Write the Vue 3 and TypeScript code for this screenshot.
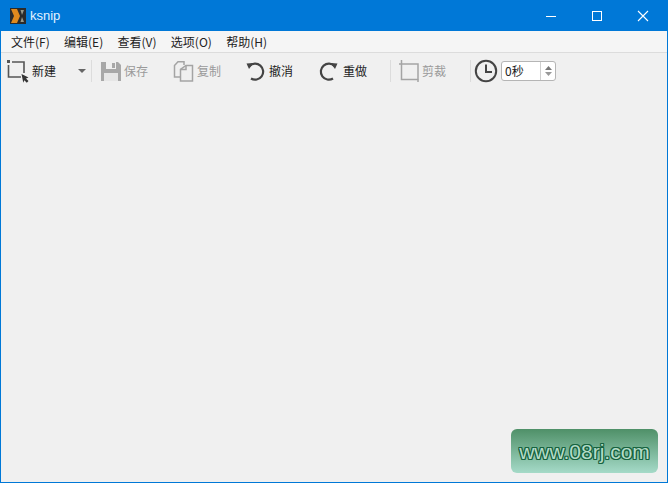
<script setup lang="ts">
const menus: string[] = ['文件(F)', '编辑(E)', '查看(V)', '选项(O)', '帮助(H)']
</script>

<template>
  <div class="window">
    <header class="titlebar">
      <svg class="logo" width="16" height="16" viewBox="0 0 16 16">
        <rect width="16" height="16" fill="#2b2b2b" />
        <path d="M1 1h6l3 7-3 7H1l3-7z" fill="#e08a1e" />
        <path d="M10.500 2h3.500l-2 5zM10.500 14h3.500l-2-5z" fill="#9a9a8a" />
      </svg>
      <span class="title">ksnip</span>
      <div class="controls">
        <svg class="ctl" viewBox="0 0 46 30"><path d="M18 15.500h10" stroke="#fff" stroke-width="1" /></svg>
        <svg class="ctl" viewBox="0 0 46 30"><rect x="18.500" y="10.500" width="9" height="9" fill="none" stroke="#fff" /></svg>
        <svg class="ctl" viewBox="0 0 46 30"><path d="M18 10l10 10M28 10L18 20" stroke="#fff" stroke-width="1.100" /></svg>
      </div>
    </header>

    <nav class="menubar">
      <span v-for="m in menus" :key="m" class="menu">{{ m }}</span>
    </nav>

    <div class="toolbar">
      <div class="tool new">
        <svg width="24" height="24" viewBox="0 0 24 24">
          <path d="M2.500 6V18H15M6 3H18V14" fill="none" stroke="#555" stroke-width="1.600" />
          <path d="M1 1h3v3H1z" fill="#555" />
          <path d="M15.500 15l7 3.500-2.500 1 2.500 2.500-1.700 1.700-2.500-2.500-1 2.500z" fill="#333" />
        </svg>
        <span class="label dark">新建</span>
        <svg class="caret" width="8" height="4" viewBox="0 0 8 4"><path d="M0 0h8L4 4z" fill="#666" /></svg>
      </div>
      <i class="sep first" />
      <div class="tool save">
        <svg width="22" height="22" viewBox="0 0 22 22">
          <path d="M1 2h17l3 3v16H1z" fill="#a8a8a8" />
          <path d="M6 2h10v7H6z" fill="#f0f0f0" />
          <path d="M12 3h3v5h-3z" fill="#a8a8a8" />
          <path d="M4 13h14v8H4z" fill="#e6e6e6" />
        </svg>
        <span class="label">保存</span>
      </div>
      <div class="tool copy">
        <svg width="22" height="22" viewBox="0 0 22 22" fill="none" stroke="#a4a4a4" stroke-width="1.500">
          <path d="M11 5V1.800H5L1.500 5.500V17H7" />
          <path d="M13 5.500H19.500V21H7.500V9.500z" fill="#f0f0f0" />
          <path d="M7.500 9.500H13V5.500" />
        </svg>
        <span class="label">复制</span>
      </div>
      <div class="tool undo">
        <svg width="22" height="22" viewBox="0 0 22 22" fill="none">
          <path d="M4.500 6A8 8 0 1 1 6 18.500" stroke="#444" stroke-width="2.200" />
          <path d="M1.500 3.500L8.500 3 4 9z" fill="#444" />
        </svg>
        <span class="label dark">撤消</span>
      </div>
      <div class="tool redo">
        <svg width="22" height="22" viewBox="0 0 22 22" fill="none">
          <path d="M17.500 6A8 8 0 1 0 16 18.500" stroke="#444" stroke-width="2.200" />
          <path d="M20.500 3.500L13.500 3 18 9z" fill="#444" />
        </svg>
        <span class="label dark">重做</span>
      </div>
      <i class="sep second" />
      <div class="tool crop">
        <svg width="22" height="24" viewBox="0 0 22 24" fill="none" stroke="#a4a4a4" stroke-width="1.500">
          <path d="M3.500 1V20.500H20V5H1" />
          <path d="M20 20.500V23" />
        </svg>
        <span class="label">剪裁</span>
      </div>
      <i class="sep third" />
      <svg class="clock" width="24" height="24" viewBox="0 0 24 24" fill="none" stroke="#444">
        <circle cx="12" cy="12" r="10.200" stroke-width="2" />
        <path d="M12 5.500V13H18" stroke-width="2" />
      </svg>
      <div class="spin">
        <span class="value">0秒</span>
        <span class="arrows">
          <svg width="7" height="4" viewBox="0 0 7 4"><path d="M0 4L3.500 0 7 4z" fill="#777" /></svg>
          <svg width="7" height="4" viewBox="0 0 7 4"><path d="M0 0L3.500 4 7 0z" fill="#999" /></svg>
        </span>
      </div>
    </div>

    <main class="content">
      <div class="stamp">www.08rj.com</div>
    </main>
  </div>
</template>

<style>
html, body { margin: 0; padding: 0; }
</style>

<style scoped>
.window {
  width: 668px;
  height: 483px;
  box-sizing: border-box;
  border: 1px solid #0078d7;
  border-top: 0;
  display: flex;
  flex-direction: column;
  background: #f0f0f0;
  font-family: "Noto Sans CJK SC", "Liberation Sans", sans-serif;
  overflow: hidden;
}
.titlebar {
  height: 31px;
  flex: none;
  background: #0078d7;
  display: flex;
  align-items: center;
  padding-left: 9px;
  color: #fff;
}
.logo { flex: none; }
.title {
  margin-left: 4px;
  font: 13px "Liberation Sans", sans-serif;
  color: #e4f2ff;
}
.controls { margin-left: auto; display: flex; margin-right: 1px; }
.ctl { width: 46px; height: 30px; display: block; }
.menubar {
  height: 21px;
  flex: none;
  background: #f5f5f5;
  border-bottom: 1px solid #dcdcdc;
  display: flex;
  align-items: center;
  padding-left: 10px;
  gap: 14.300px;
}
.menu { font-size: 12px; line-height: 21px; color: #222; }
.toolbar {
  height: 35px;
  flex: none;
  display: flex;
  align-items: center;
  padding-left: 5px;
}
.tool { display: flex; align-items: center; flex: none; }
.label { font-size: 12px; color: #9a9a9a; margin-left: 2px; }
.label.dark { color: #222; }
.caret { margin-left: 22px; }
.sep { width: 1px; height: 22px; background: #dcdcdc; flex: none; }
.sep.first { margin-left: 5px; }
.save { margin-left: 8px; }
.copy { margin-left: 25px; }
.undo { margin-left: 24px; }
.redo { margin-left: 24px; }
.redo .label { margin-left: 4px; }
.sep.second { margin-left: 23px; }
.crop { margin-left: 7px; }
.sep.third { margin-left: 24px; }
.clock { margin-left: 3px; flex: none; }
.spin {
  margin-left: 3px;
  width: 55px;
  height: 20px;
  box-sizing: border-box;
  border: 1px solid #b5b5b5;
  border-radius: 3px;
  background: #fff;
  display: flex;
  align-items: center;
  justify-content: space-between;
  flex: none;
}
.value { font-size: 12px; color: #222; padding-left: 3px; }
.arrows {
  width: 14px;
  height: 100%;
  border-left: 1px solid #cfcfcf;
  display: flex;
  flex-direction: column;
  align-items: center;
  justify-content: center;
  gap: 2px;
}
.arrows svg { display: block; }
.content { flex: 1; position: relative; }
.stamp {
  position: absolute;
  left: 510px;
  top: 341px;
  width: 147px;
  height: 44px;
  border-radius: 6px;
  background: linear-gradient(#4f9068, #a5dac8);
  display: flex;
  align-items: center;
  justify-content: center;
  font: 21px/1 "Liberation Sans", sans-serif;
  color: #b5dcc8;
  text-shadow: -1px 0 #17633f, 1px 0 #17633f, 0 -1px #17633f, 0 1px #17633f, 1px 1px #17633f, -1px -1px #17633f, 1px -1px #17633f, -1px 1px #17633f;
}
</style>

▬▬▬

**YOUR TASK:** Your task is to reproduce all of the material exactly. The pictures stay out.

**FULL OUTPUT:**
Write the Vue 3 and TypeScript code for this screenshot.
<script setup lang="ts">
const menus: string[] = ['文件(F)', '编辑(E)', '查看(V)', '选项(O)', '帮助(H)']
</script>

<template>
  <div class="window">
    <header class="titlebar">
      <svg class="logo" width="16" height="16" viewBox="0 0 16 16">
        <rect width="16" height="16" fill="#2b2b2b" />
        <path d="M1 1h6l3 7-3 7H1l3-7z" fill="#e08a1e" />
        <path d="M10.500 2h3.500l-2 5zM10.500 14h3.500l-2-5z" fill="#9a9a8a" />
      </svg>
      <span class="title">ksnip</span>
      <div class="controls">
        <svg class="ctl" viewBox="0 0 46 30"><path d="M18 15.500h10" stroke="#fff" stroke-width="1" /></svg>
        <svg class="ctl" viewBox="0 0 46 30"><rect x="18.500" y="10.500" width="9" height="9" fill="none" stroke="#fff" /></svg>
        <svg class="ctl" viewBox="0 0 46 30"><path d="M18 10l10 10M28 10L18 20" stroke="#fff" stroke-width="1.100" /></svg>
      </div>
    </header>

    <nav class="menubar">
      <span v-for="m in menus" :key="m" class="menu">{{ m }}</span>
    </nav>

    <div class="toolbar">
      <div class="tool new">
        <svg width="24" height="24" viewBox="0 0 24 24">
          <path d="M2.500 6V18H15M6 3H18V14" fill="none" stroke="#555" stroke-width="1.600" />
          <path d="M1 1h3v3H1z" fill="#555" />
          <path d="M15.500 15l7 3.500-2.500 1 2.500 2.500-1.700 1.700-2.500-2.500-1 2.500z" fill="#333" />
        </svg>
        <span class="label dark">新建</span>
        <svg class="caret" width="8" height="4" viewBox="0 0 8 4"><path d="M0 0h8L4 4z" fill="#666" /></svg>
      </div>
      <i class="sep first" />
      <div class="tool save">
        <svg width="22" height="22" viewBox="0 0 22 22">
          <path d="M1 2h17l3 3v16H1z" fill="#a8a8a8" />
          <path d="M6 2h10v7H6z" fill="#f0f0f0" />
          <path d="M12 3h3v5h-3z" fill="#a8a8a8" />
          <path d="M4 13h14v8H4z" fill="#e6e6e6" />
        </svg>
        <span class="label">保存</span>
      </div>
      <div class="tool copy">
        <svg width="22" height="22" viewBox="0 0 22 22" fill="none" stroke="#a4a4a4" stroke-width="1.500">
          <path d="M11 5V1.800H5L1.500 5.500V17H7" />
          <path d="M13 5.500H19.500V21H7.500V9.500z" fill="#f0f0f0" />
          <path d="M7.500 9.500H13V5.500" />
        </svg>
        <span class="label">复制</span>
      </div>
      <div class="tool undo">
        <svg width="22" height="22" viewBox="0 0 22 22" fill="none">
          <path d="M4.500 6A8 8 0 1 1 6 18.500" stroke="#444" stroke-width="2.200" />
          <path d="M1.500 3.500L8.500 3 4 9z" fill="#444" />
        </svg>
        <span class="label dark">撤消</span>
      </div>
      <div class="tool redo">
        <svg width="22" height="22" viewBox="0 0 22 22" fill="none">
          <path d="M17.500 6A8 8 0 1 0 16 18.500" stroke="#444" stroke-width="2.200" />
          <path d="M20.500 3.500L13.500 3 18 9z" fill="#444" />
        </svg>
        <span class="label dark">重做</span>
      </div>
      <i class="sep second" />
      <div class="tool crop">
        <svg width="22" height="24" viewBox="0 0 22 24" fill="none" stroke="#a4a4a4" stroke-width="1.500">
          <path d="M3.500 1V20.500H20V5H1" />
          <path d="M20 20.500V23" />
        </svg>
        <span class="label">剪裁</span>
      </div>
      <i class="sep third" />
      <svg class="clock" width="24" height="24" viewBox="0 0 24 24" fill="none" stroke="#444">
        <circle cx="12" cy="12" r="10.200" stroke-width="2" />
        <path d="M12 5.500V13H18" stroke-width="2" />
      </svg>
      <div class="spin">
        <span class="value">0秒</span>
        <span class="arrows">
          <svg width="7" height="4" viewBox="0 0 7 4"><path d="M0 4L3.500 0 7 4z" fill="#777" /></svg>
          <svg width="7" height="4" viewBox="0 0 7 4"><path d="M0 0L3.500 4 7 0z" fill="#999" /></svg>
        </span>
      </div>
    </div>

    <main class="content">
      <div class="stamp">www.08rj.com</div>
    </main>
  </div>
</template>

<style>
html, body { margin: 0; padding: 0; }
</style>

<style scoped>
.window {
  width: 668px;
  height: 483px;
  box-sizing: border-box;
  border: 1px solid #0078d7;
  border-top: 0;
  display: flex;
  flex-direction: column;
  background: #f0f0f0;
  font-family: "Noto Sans CJK SC", "Liberation Sans", sans-serif;
  overflow: hidden;
}
.titlebar {
  height: 31px;
  flex: none;
  background: #0078d7;
  display: flex;
  align-items: center;
  padding-left: 9px;
  color: #fff;
}
.logo { flex: none; }
.title {
  margin-left: 4px;
  font: 13px "Liberation Sans", sans-serif;
  color: #e4f2ff;
}
.controls { margin-left: auto; display: flex; margin-right: 1px; }
.ctl { width: 46px; height: 30px; display: block; }
.menubar {
  height: 21px;
  flex: none;
  background: #f5f5f5;
  border-bottom: 1px solid #dcdcdc;
  display: flex;
  align-items: center;
  padding-left: 10px;
  gap: 14.300px;
}
.menu { font-size: 12px; line-height: 21px; color: #222; }
.toolbar {
  height: 35px;
  flex: none;
  display: flex;
  align-items: center;
  padding-left: 5px;
}
.tool { display: flex; align-items: center; flex: none; }
.label { font-size: 12px; color: #9a9a9a; margin-left: 2px; }
.label.dark { color: #222; }
.caret { margin-left: 22px; }
.sep { width: 1px; height: 22px; background: #dcdcdc; flex: none; }
.sep.first { margin-left: 5px; }
.save { margin-left: 8px; }
.copy { margin-left: 25px; }
.undo { margin-left: 24px; }
.redo { margin-left: 24px; }
.redo .label { margin-left: 4px; }
.sep.second { margin-left: 23px; }
.crop { margin-left: 7px; }
.sep.third { margin-left: 24px; }
.clock { margin-left: 3px; flex: none; }
.spin {
  margin-left: 3px;
  width: 55px;
  height: 20px;
  box-sizing: border-box;
  border: 1px solid #b5b5b5;
  border-radius: 3px;
  background: #fff;
  display: flex;
  align-items: center;
  justify-content: space-between;
  flex: none;
}
.value { font-size: 12px; color: #222; padding-left: 3px; }
.arrows {
  width: 14px;
  height: 100%;
  border-left: 1px solid #cfcfcf;
  display: flex;
  flex-direction: column;
  align-items: center;
  justify-content: center;
  gap: 2px;
}
.arrows svg { display: block; }
.content { flex: 1; position: relative; }
.stamp {
  position: absolute;
  left: 510px;
  top: 341px;
  width: 147px;
  height: 44px;
  border-radius: 6px;
  background: linear-gradient(#4f9068, #a5dac8);
  display: flex;
  align-items: center;
  justify-content: center;
  font: 21px/1 "Liberation Sans", sans-serif;
  color: #b5dcc8;
  text-shadow: -1px 0 #17633f, 1px 0 #17633f, 0 -1px #17633f, 0 1px #17633f, 1px 1px #17633f, -1px -1px #17633f, 1px -1px #17633f, -1px 1px #17633f;
}
</style>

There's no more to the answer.